Justice Oliver Wendell Holmes Jr., Southern Pacific Co. v. Jensen, 244 US 205 at Page 221.
Supreme Court of India has echoed the aforesaid statement in V.C. Rangadurai, 1979 (1) SCR 1054 and B.N. Bhattacharjee, 1979 (3) SCR 1133.
In Directorate of Enforcement, (1994) 3 SCC 440 Court held:
“Though the function of Courts is only to expound the law and not to legislate, nonetheless Legislature cannot be asked to sit to resolve the difficulties in the implementation of its intention and the spirit of the law. In such circumstances, it is the duty of Court to mould or creatively interpret the legislation by liberally interpreting the statute.”
All this has led to ‘theory of creative interpretation’, reiterated in Elphinstone Spining and Weaving Co. Ltd., (2001) 4 SCC 139. Instances of creative interpretation are when Court looks at both the literal language as well as the purpose or object of the statute in order to better determine what the words used by the draftsman of legislation mean. In D.R. Venkatachalam, (1977) 2 SCC 273 an early instance of this is found in the concurring Judgment of Beg J.
Indeed, the modern trend in U.K. and Australia is to examine text as well as context, and object or purpose as well as literal meaning [See, Oliver Ashworth Ltd. v. Ballard Ltd.,  2 All ER 791; R. (Quintavalle) v. Secretary of State for Health,  2 All ER 113; CIC Insurance Limited v. Bankstown Football Club Limited, F.C. (1997) 187 CLR 384, High Court of Australia].
It is clear on a reading of English, U.S., Australian and Indian Supreme Court Judgments that the ‘Lakshman Rekha’ has in fact been extended to move away from the strictly literal rule of interpretation back to the rule of the old English case of Heydon, (1584) 76 ER 637 where the Court must have recourse to the purpose, object, text, and context of a particular provision before arriving at a judicial result.
My Lord, What is the golden rule in determining whether Judiciary has crossed the ‘Lakshman Rekha’ in the guise of interpreting a statute?
“A reading of The Protection of Children from Sexual Offences Act, 2012 as a whole in the light of the Statement of Objects and Reasons makes it clear that the intention of the Legislator was to focus on children, as commonly understood i.e. persons who are physically under the age of 18 years.
The golden rule in determining whether Judiciary has crossed the Lakshman Rekha in the guise of interpreting a statute is really whether a Judge has only ironed out the creases that he found in a statute in the light of its object, or whether he has altered the material of which the Act is woven. In short, the difference is the well-known philosophical difference between ‘is’ and ‘ought’. Does the Judge put himself in the place of the Legislator and ask himself whether the Legislator intended a certain result, or does he state that this must have been the intent of the Legislator and infuse what he thinks should have been done had he been the Legislator. If the latter, it is clear that the Judge then would add something more than what there is in the statute by way of a supposed intention of the Legislator and would go beyond creative interpretation of legislation to legislating itself. It is at this point that the Judge crosses the Lakshman Rekha and becomes a Legislator, stating what the law ought to be instead of what the law is.
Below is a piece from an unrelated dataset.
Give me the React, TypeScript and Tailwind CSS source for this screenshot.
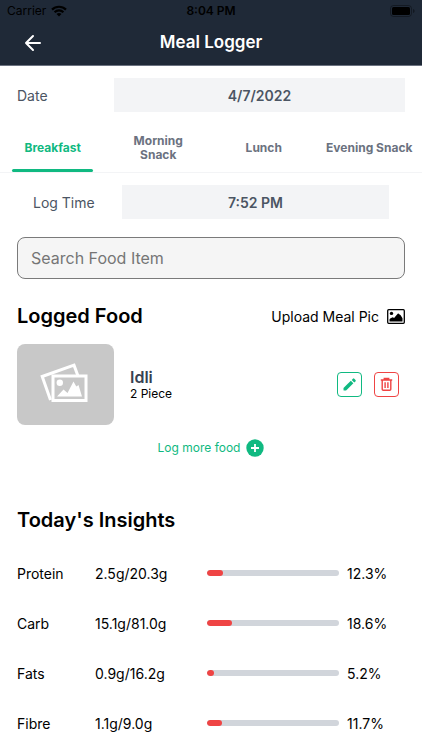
import React, { useState } from 'react';

interface Nutrient {
  name: string;
  amount: string;
  percent: number;
}

const TABS = ['Breakfast', 'Morning Snack', 'Lunch', 'Evening Snack'];

const NUTRIENTS: Nutrient[] = [
  { name: 'Protein', amount: '2.5g/20.3g', percent: 12.3 },
  { name: 'Carb', amount: '15.1g/81.0g', percent: 18.6 },
  { name: 'Fats', amount: '0.9g/16.2g', percent: 5.2 },
  { name: 'Fibre', amount: '1.1g/9.0g', percent: 11.7 },
];

const WifiIcon = () => (
  <svg width="16" height="12" viewBox="0 0 16 12" fill="none" stroke="#000" strokeWidth="2.2">
    <path d="M1 4.6a10 10 0 0 1 14 0" />
    <path d="M3.6 7.3a6.2 6.2 0 0 1 8.8 0" />
    <path d="M8 11.6 5.5 9.1a3.6 3.6 0 0 1 5 0z" fill="#000" stroke="none" />
  </svg>
);

const BatteryIcon = () => (
  <svg width="25" height="12" viewBox="0 0 25 12">
    <rect x="0.5" y="0.5" width="21" height="11" rx="3" fill="none" stroke="#000" strokeOpacity="0.35" />
    <rect x="2" y="2" width="18" height="8" rx="1.5" fill="#000" />
    <path d="M23 4v4c1-.4 1.6-1.100 1.600-2s-.6-1.600-1.600-2z" fill="#000" fillOpacity="0.4" />
  </svg>
);

const BackIcon = () => (
  <svg width="18" height="18" viewBox="0 0 18 18" fill="none" stroke="#fff" strokeWidth="2" strokeLinecap="round" strokeLinejoin="round">
    <path d="M9 2 2 9l7 7M2 9h14" />
  </svg>
);

const PictureIcon = () => (
  <svg width="18" height="15" viewBox="0 0 18 15">
    <rect x="0.700" y="0.700" width="16.600" height="13.600" rx="1" fill="none" stroke="#000" strokeWidth="1.300" />
    <circle cx="4.500" cy="4.400" r="1.700" />
    <path d="M2.500 12.600V10.800q0-.8.700-1.200l2-1.100q.5-.3 1 0l.9.500 3.600-4.300q.5-.5 1.100 0l.8.900q.3.400.9.400l2 3.200v3.400z" />
  </svg>
);

const PlaceholderIcon = () => (
  <svg width="48" height="40" viewBox="0 0 48 40" fill="none" stroke="#fff" strokeWidth="3">
    <path d="M10.500 37 2.200 13.500 34 2.200 38 13" />
    <rect x="13" y="13" width="33" height="24.500" />
    <circle cx="19.800" cy="19.700" r="3.200" fill="#fff" stroke="none" />
    <path d="M17 33.500l6.500-7 4 3.500 6-11.500 2.800 5 2.200-1.500 3.500 11.500z" fill="#fff" stroke="none" />
  </svg>
);

const PencilIcon = () => (
  <svg width="15" height="15" viewBox="0 0 15 15" fill="#10b981">
    <path d="M1.500 11 8.800 3.700l2.600 2.600-7.300 7.300H2.200q-.7 0-.7-.7z" />
    <path d="M9.700 2.900l1.200-1.200a1 1 0 0 1 1.400 0l1.200 1.200a1 1 0 0 1 0 1.400l-1.200 1.200z" />
  </svg>
);

const TrashIcon = () => (
  <svg width="15" height="15" viewBox="0 0 15 15" fill="none" stroke="#ef4444" strokeWidth="1.400">
    <path d="M1.800 3h11.400M5.300 2.800V1.500h4.400v1.300M3.200 3v9.200q0 1.100 1 1.100h6.600q1 0 1-1.100V3M6.100 5.200v5.800M8.900 5.200v5.800" />
  </svg>
);

const PlusCircleIcon = () => (
  <svg width="18" height="18" viewBox="0 0 18 18">
    <circle cx="9" cy="9" r="8.700" fill="#10b981" />
    <path d="M9 5v8M5 9h8" stroke="#fff" strokeWidth="1.800" />
  </svg>
);

const NutrientRow: React.FC<{ item: Nutrient }> = ({ item }) => (
  <li className="flex h-[50px] items-center text-[14px]">
    <span className="w-[78px] shrink-0">{item.name}</span>
    <span className="w-[112px] shrink-0">{item.amount}</span>
    <div className="h-[6px] flex-1 overflow-hidden rounded-full bg-[#d1d5db]">
      <div className="h-full min-w-[7px] rounded-full bg-[#ef4444]" style={{ width: `${item.percent}%` }} />
    </div>
    <span className="ml-2 w-[58px] shrink-0">{item.percent}%</span>
  </li>
);

export default function App() {
  const [activeTab, setActiveTab] = useState('Breakfast');
  const [search, setSearch] = useState('');

  return (
    <div className="min-h-screen bg-white font-['Inter',sans-serif] text-black">
      <header className="h-[66px] border-b border-[#6b7280] bg-[#1f2937]">
        {/* Status bar */}
        <div className="grid h-[22px] grid-cols-3 items-center px-[7px] text-[12px]">
          <div className="flex items-center gap-[5px]">
            <span>Carrier</span>
            <WifiIcon />
          </div>
          <span className="text-center font-semibold">8:04 PM</span>
          <div className="flex justify-end">
            <BatteryIcon />
          </div>
        </div>
        <div className="grid h-[42px] grid-cols-[1fr_auto_1fr] items-center px-6">
          <button aria-label="Back" className="justify-self-start">
            <BackIcon />
          </button>
          <h1 className="text-[17px] font-semibold text-white">Meal Logger</h1>
        </div>
      </header>

      <div className="flex items-center px-[17px] pt-3 text-[14px] text-[#4b5563]">
        <span id="date-label" className="w-[97px]">Date</span>
        <button aria-labelledby="date-label date-value" className="h-[34px] flex-1 bg-[#f3f4f6] font-semibold">
          <span id="date-value">4/7/2022</span>
        </button>
      </div>

      {/* Meal tabs */}
      <div role="tablist" className="mt-3 grid h-[49px] grid-cols-4 border-b border-[#f3f4f6] text-[12px] leading-[14px] font-bold">
        {TABS.map((tab) => {
          const isActive = tab === activeTab;
          return (
            <button
              key={tab}
              role="tab"
              aria-selected={isActive}
              onClick={() => setActiveTab(tab)}
              className={`flex flex-col items-center ${isActive ? 'text-[#10b981]' : 'text-[#6b7280]'}`}
            >
              <span className={`flex flex-1 items-center pt-[2px] ${tab === 'Morning Snack' ? 'w-16' : 'whitespace-nowrap'}`}>{tab}</span>
              <span className={`h-[3px] w-[81px] rounded-full ${isActive ? 'bg-[#10b981]' : ''}`} />
            </button>
          );
        })}
      </div>

      <div className="flex items-center px-[33px] pt-3 text-[14px] text-[#4b5563]">
        <span id="time-label" className="w-[89px]">Log Time</span>
        <button aria-labelledby="time-label time-value" className="h-[34px] flex-1 bg-[#f3f4f6] font-semibold">
          <span id="time-value">7:52 PM</span>
        </button>
      </div>

      <main className="px-[17px]">
        <input
          type="text"
          aria-label="Search Food Item"
          placeholder="Search Food Item"
          value={search}
          onChange={(e) => setSearch(e.target.value)}
          className="mt-[18px] h-[42px] w-full rounded-lg border border-[#7a7a7a] bg-[#f5f5f5] px-[13px] text-[16px] placeholder:text-[#757575]"
        />

        <div className="mt-[22px] flex h-[30px] items-center justify-between">
          <h2 className="text-[20px] font-semibold">Logged Food</h2>
          <button className="flex items-center gap-2 text-[14px]">
            Upload Meal Pic
            <PictureIcon />
          </button>
        </div>

        {/* Logged item */}
        <div className="mt-[13px] flex items-center">
          <div className="flex h-[81px] w-[97px] items-center justify-center rounded-lg bg-[#c8c8c8] pr-1 pb-1">
            <PlaceholderIcon />
          </div>
          <div className="ml-4 flex-1">
            <h3 className="text-[16px] leading-[18px] font-semibold text-[#374151]">Idli</h3>
            <p className="text-[12px] leading-[16px]">2 Piece</p>
          </div>
          <div className="flex gap-3 pr-[6px]">
            <button aria-label="Edit" className="flex size-[25px] items-center justify-center rounded border border-[#10b981]">
              <PencilIcon />
            </button>
            <button aria-label="Delete" className="flex size-[25px] items-center justify-center rounded border border-[#ef4444]">
              <TrashIcon />
            </button>
          </div>
        </div>

        <button className="mx-auto mt-[13px] flex h-5 items-center gap-[6px] text-[12px] text-[#10b981]">
          Log more food
          <PlusCircleIcon />
        </button>

        <h2 className="mt-[47px] text-[20px] leading-[30px] font-semibold">Today's Insights</h2>
        <ul className="mt-[13px]">
          {NUTRIENTS.map((item) => (
            <NutrientRow key={item.name} item={item} />
          ))}
        </ul>
      </main>
    </div>
  );
}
It is clear that viewed with the lens of the Legislator, we would be doing violence both to the intent and the language of Parliament if we were to read the word ‘mental’ into Section 2(1)(d) of the 2012 Act. Given the fact that it is a beneficial/penal legislation, we as Judges can extend it only as far as Parliament intended and no further.”
– Hon’ble Justice R.F. Nariman, Ms. Eera through Manjula Krippendorf v. Govt. of NCT of Delhi, [Criminal Appeal No. 1217-1219 of 2016].